Most recently, in an article in the UK Guardian, "Key oil figures were distorted by US pressure, says whistleblower" an insider in the IEA (International Energy Agency) reveals how the IEA has consistently massaged their oil data because it was "imperative not to anger the Americans". They have been guilty of fudging the numbers in order "to avoid severe economic dislocation," and panic in the marketplace.

But here's the rub. The IEA isn't just some marginal oil statistics company. It was specifically established in 1974 to be a trusted, reliable source of oil and energy data to the 28 largest, wealthiest and most powerful industrialized nations in the world. The global economy, global foreign policy, global planning is all predicated on the data produced for these nations by the IEA. And it has all been lies. Tell them what they want to hear, to hell with truth.

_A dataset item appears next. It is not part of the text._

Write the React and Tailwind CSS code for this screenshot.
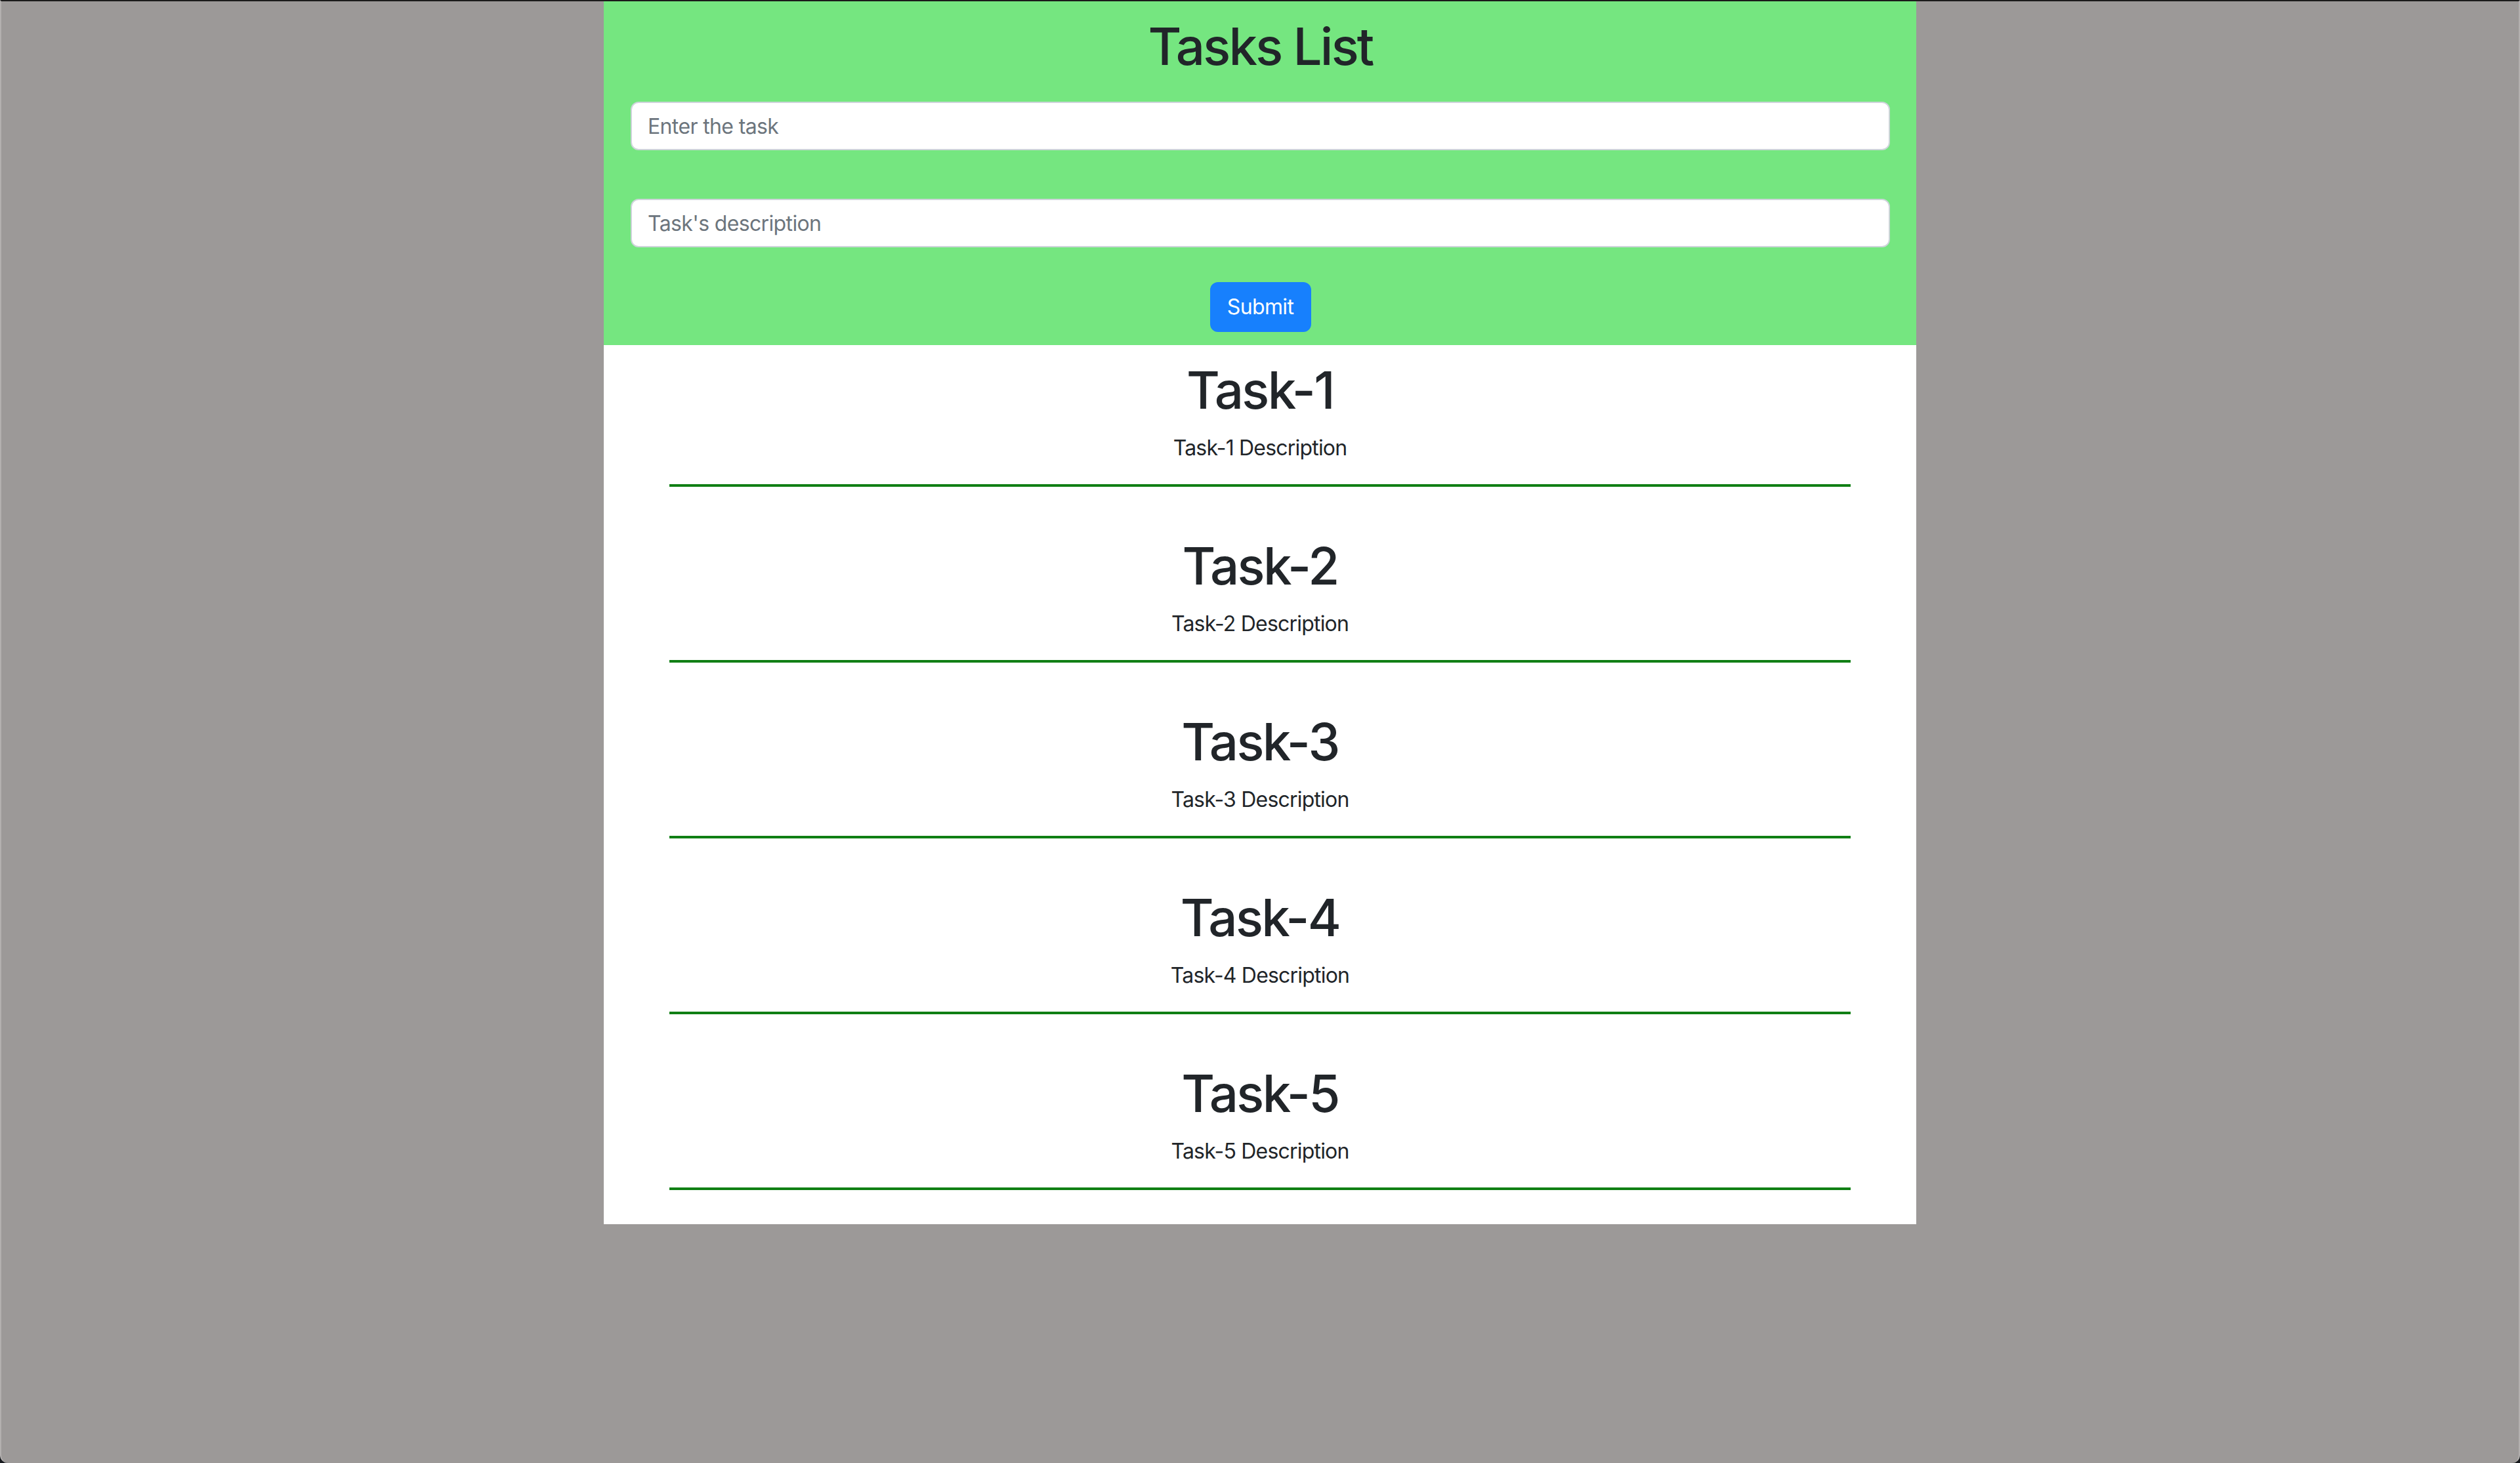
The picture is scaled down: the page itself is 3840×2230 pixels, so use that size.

So how did the peak oil pundits become the bad guys? They have been desperately trying to open the eyes and ears of politicians and governments and the media to realities, realities that will have one of the greatest impacts in human history on our generation. And yet the IEA will issue a couple of Mea Culpas and say a few hail Marys and all will be forgiven and tomorrow the world will be right back to accepting their bogus statistics. And the peak oil pundits will still be criticized, demonized, marginalized and ignored.